Über welch­es The­ma wür­den Sie niemals schreiben?
(über­legt) Wenn der Ver­lag ein bes­timmtes The­ma anfragt, höre ich immer auf mich: Springt da etwas in mir an oder ist da ein Wider­stand? Ich ver­traue diesem Gefühl.

Gab es das schon, dass Sie Wider­stand spürten und Nein gesagt haben?
Ja, das Buch übers Älter-Wer­den hat sich gut verkauft. Als der Ver­lag ein zweites zu diesem The­ma wollte, habe ich abgelehnt. 

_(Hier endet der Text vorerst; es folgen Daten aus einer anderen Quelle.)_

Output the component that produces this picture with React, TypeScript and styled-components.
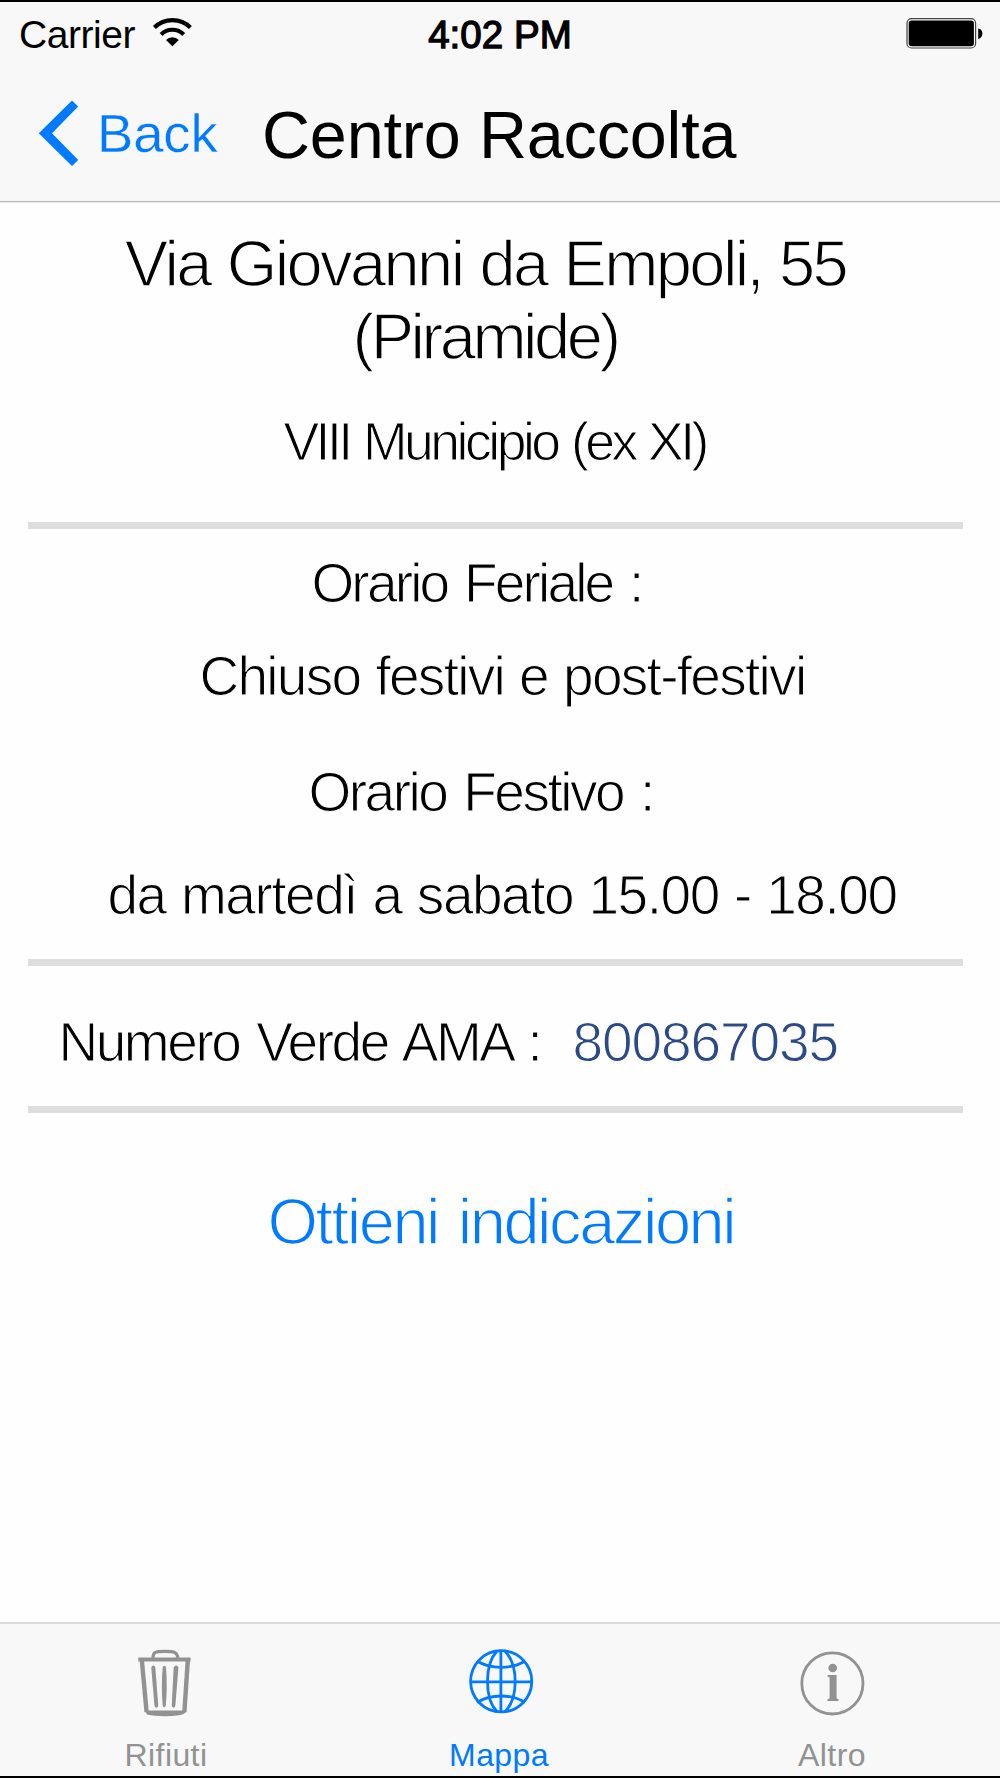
import React from 'react';
import styled, { createGlobalStyle } from 'styled-components';

const blue = '#007aff';
const gray = '#929292';
const barBg = '#f8f8f8';

const GlobalStyle = createGlobalStyle`
  * { box-sizing: border-box; }
  body {
    margin: 0;
    background: #fefefe;
    color: #000;
    font-family: "Liberation Sans", Arial, Helvetica, sans-serif;
  }
  button { font: inherit; border: 0; margin: 0; padding: 0; background: none; }
  svg { display: block; flex: none; }
`;

const Screen = styled.div`
  width: 1000px;
  height: 1778px;
  display: flex;
  flex-direction: column;
  overflow: hidden;
  border-top: 2px solid #000;
  border-bottom: 2px solid #000;
  background: #fefefe;
`;

const Header = styled.header`
  height: 201px;
  flex: none;
  background: ${barBg};
  border-bottom: 1px solid #e9e9e9;
  box-shadow: inset 0 -1px 0 #b9b9b9;
`;

const StatusBar = styled.div`
  display: flex;
  height: 60px;
  padding: 12px 16px 0 19px;
  font-size: 39px;
  line-height: 40px;
  white-space: nowrap;
`;

const StatusSide = styled.div<{ $end?: boolean }>`
  flex: 1;
  display: flex;
  justify-content: ${(p) => (p.$end ? 'flex-end' : 'flex-start')};
`;

const Carrier = styled.span`
  width: 132px;
  padding-top: 1px;
  letter-spacing: -0.45px;
`;

const Clock = styled.span`
  padding-top: 1px;
  font-size: 38.5px;
  letter-spacing: 0.05px;
  -webkit-text-stroke: 1.3px #000;
  margin-right: 3px;
`;

const NavBar = styled.nav`
  display: flex;
  height: 139px;
  padding-left: 36px;
  white-space: nowrap;
`;

const BackButton = styled.button`
  display: flex;
  align-items: flex-start;
  width: 226px;
  color: ${blue};
  font-size: 54.5px;
  line-height: 60px;
  letter-spacing: -0.17px;
  -webkit-text-stroke: 0.4px ${barBg};

  span { margin: 42px 0 0 13px; }
  svg { margin-top: 34px; }
`;

const Title = styled.h1`
  margin: 36px 0 0;
  font-size: 66.5px;
  font-weight: 400;
  line-height: 74px;
  letter-spacing: -0.165px;
`;

const Content = styled.main`
  flex: 1;
  display: flex;
  flex-direction: column;
`;

type LineProps = { $left: number; $track: number; $top?: number; $size?: number; $gap?: number };

const Line = styled.p<LineProps>`
  margin: ${(p) => p.$top ?? 0}px 0 0;
  padding-left: ${(p) => p.$left}px;
  font-size: ${(p) => p.$size ?? 55}px;
  line-height: 60px;
  letter-spacing: ${(p) => p.$track}px;
  word-spacing: ${(p) => p.$gap ?? 4}px;
  white-space: nowrap;
  -webkit-text-stroke: 1.1px #fefefe;
`;

const LargeLine = styled(Line)`
  font-size: 65px;
  line-height: 73px;
  -webkit-text-stroke: 1.4px #fefefe;
`;

const Divider = styled.hr<{ $top: number }>`
  width: 935px;
  height: 7px;
  flex: none;
  margin: ${(p) => p.$top}px 0 0 28px;
  border: 0;
  background: #dedede;
`;

const PhoneRow = styled.div`
  display: flex;
  margin-top: 46px;
`;

const PhoneLabel = styled(Line)`
  width: 572px;
`;

const Phone = styled(Line)`
  color: #2c4a84;
`;

const Directions = styled(LargeLine)`
  color: ${blue};
`;

const TabBar = styled.footer`
  display: grid;
  grid-template-columns: 334px 332px 334px;
  height: 154px;
  flex: none;
  background: ${barBg};
  border-top: 2px solid #d9d9d9;
`;

const Tab = styled.button<{ $active?: boolean }>`
  display: flex;
  flex-direction: column;
  align-items: center;
  padding: 16px 2px 0 0;
  color: ${(p) => (p.$active ? blue : gray)};
  font-size: 32px;
  line-height: 36px;
  letter-spacing: 0.4px;

  svg { margin-bottom: 17px; }
`;

const Wifi = () => (
  <svg width="42" height="34" viewBox="151 14 42 34" fill="none" stroke="#000" strokeWidth="4.2">
    <path d="M154.4 27.5A25.5 25.5 0 0 1 190.4 27.5" />
    <path d="M161.1 34.4A16 16 0 0 1 183.7 34.4" />
    <path d="M166 40A9 9 0 0 1 178.8 40L172.4 46.2Z" fill="#000" stroke="none" />
  </svg>
);

const Battery = () => (
  <svg width="80" height="36" viewBox="904 14 80 36">
    <rect x="907" y="18.7" width="68.6" height="29.3" rx="4.5" fill="none" stroke="#444" strokeWidth="1.2" />
    <rect x="908.7" y="20.4" width="65.2" height="25.9" rx="3" />
    <path d="M978.2 28.4C981 28.8 982.4 31 982.4 33.6S981 38.5 978.2 39Z" />
  </svg>
);

const Chevron = () => (
  <svg width="48" height="72" viewBox="36 96 48 72" fill={blue}>
    <path d="M38.8 133.3 72 100.6 78.2 106.6 52 133.3 78.2 160 72 166Z" />
  </svg>
);

const TrashIcon = () => (
  <svg width="80" height="80" viewBox="126 1640 80 80" fill="none" stroke={gray}>
    <path d="M153 1658C153 1652 155 1651.3 165 1651.3S177 1652.5 178 1658" strokeWidth="3.2" />
    <path d="M138.3 1659.5H190.6" strokeWidth="4" />
    <path d="M141.8 1660 146.6 1712" strokeWidth="4.4" />
    <path d="M187.8 1660 184.4 1712" strokeWidth="4.4" />
    <path d="M144.6 1710.5H186.2C186 1713.5 183 1714.5 179 1715.2 168 1716.8 155 1716.3 147 1714.5Z" fill={gray} stroke="none" />
    <g fill={gray} stroke="none">
      <path d="M151.3 1668C151.5 1664.5 155 1664.5 155.4 1668L158.2 1705C158 1708.5 154.8 1708.5 154.4 1705Z" />
      <path d="M162.6 1668C163 1665 165.6 1665 166 1668 167 1680 167 1693 165.8 1705 165.4 1708 163 1708 162.6 1705 161.6 1693 161.6 1680 162.6 1668Z" />
      <path d="M173.6 1668C174 1664.5 178.4 1664.5 178.4 1668L175.4 1705C175 1708.5 172 1708.5 171.8 1705Z" />
    </g>
  </svg>
);

const GlobeIcon = () => (
  <svg width="80" height="80" viewBox="459 1640 80 80" fill="none" stroke={blue} strokeWidth="2.8">
    <circle cx="501.2" cy="1681.3" r="30.6" />
    <path d="M500.9 1650V1712.5M470 1681.8H532" />
    <path d="M497 1651C490.5 1658 487.5 1667 487.5 1681.5S490.5 1705 497 1711.8" />
    <path d="M505 1651C511.5 1658 515.2 1667 515.2 1681.5S511.5 1705 505 1711.8" />
    <path d="M477 1661C484 1665.5 490 1667.3 501 1667.3S518 1665.5 525 1661" />
    <path d="M477 1702.5C484 1698 490 1696 501 1696S518 1698 525 1702.5" />
  </svg>
);

const InfoIcon = () => (
  <svg width="80" height="80" viewBox="792 1640 80 80" fill={gray}>
    <circle cx="832.4" cy="1683.4" r="30.6" fill="none" stroke={gray} strokeWidth="2.8" />
    <circle cx="832.7" cy="1668" r="4.3" />
    <path d="M827.6 1675H836.6V1698.3L838.6 1699.4V1701H827.4V1699.4L829.6 1698.3V1677.6L827.6 1676.8Z" />
  </svg>
);

export default function App() {
  return (
    <>
      <GlobalStyle />
      <Screen>
        <Header>
          <StatusBar>
            <StatusSide>
              <Carrier>Carrier</Carrier>
              <Wifi />
            </StatusSide>
            <Clock>4:02 PM</Clock>
            <StatusSide $end>
              <Battery />
            </StatusSide>
          </StatusBar>
          <NavBar>
            <BackButton>
              <Chevron />
              <span>Back</span>
            </BackButton>
            <Title>Centro Raccolta</Title>
          </NavBar>
        </Header>
        <Content>
          <LargeLine $left={124.8} $track={-2.6} $top={24} $gap={1.5}>Via Giovanni da Empoli, 55</LargeLine>
          <LargeLine $left={352.5} $track={-3.46}>(Piramide)</LargeLine>
          <Line $left={283.4} $track={-3.5} $top={39} $size={53.5} $gap={2}>VIII Municipio (ex XI)</Line>
          <Divider $top={50} />
          <Line $left={311.4} $track={-2.8} $top={24}>Orario Feriale :</Line>
          <Line $left={199.4} $track={-1.71} $top={33} $gap={1.5}>Chiuso festivi e post-festivi</Line>
          <Line $left={308.4} $track={-2.476} $top={56}>Orario Festivo :</Line>
          <Line $left={107.4} $track={-1.47} $top={43} $gap={1.5}>da martedì a sabato 15.00 - 18.00</Line>
          <Divider $top={34} />
          <PhoneRow>
            <PhoneLabel $left={58.4} $track={-2.43}>Numero Verde AMA :</PhoneLabel>
            <Phone $left={0.4} $track={-1.06}>800867035</Phone>
          </PhoneRow>
          <Divider $top={34} />
          <Directions $left={267.4} $track={-2.45} $top={72}>Ottieni indicazioni</Directions>
        </Content>
        <TabBar>
          <Tab><TrashIcon />Rifiuti</Tab>
          <Tab $active><GlobeIcon />Mappa</Tab>
          <Tab><InfoIcon />Altro</Tab>
        </TabBar>
      </Screen>
    </>
  );
}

Den Kirchen fehlen zunehmend Mit­glieder und Per­son­al. Was kön­nen Kirchen tun angesichts dieser Entwick­lung?
Die Kirche und die Seel­sor­gen­den dür­fen nicht von oben herab moral­isieren, son­dern sie müssen genau hin­hören: Was bewegt die Men­schen? Was sind Ihre Sehn­süchte? Dann braucht es eine Sprache, die auf diese Fra­gen und Sehn­süchte antwortet. Bei Rit­ualen ist es wichtig, dass sie in Beziehung zu den Men­schen geschehen, dass diese ein­be­zo­gen wer­den. 

Und wenn Men­schen keinen Zugang zu diesen Rit­ualen haben?
Manch­es muss man neu deuten. Wir feiern bei uns Eucharistie oder das Chorge­bet, das ist nichts Mod­ernes. Trotz­dem sind die Leute gerne dabei, weil sie dadurch Ruhe find­en und spüren: Da ist etwas lebendig, stim­mig. Auch Kirchen­ferne kön­nen sich darauf ein­lassen, weil sie ein­fach daran teil­nehmen kön­nen, ohne dass sie etwas Bes­timmtes denken oder glauben müssen. 
Manch­mal muss man den Men­schen auch etwas zutrauen. Wenn ich Vorträge halte, mache ich am Schluss immer ein Segen­sritu­al. Das Kreuz ist eine Gebärde der Ein­heit der Gegen­sätze, die ich annehme mit meinen Stärken und Schwächen, mit dem Gesun­den und Kranken, mit der Ruhe und Unruhe. Dann lese ich einen alten kirch­lichen Segen. Ich sage ihnen, dass das ein alter Text ist, angere­ichert durch die Glaubenser­fahrung der Men­schen, die seit 1600 damit ihr Leben bewälti­gen. Sie müssen nicht glauben, aber sind getra­gen vom Glauben ander­er. Ich lade sie ein: «Pro­bieren Sie mal, was das mit Ihnen macht.» Manche Leute fra­gen danach: «Wo find­et man das Gebet?»

Auch Klöster ster­ben aus. Was kön­nte langfristig an ihre Stelle treten?
Klöster braucht es nach wie vor. Es braucht Orte, wo Men­schen den Glauben lebendig leben. Die aktiv­en Orden brauchen eine neue Sen­si­bil­ität für die Nöte der Men­schen heute. Die kon­tem­pla­tiv­en Orden wie die Benedik­tin­er und Benedik­tiner­in­nen wer­den weniger, aber es gibt doch eine Rei­he lebendi­ger Klöster, die auch Nach­wuchs haben.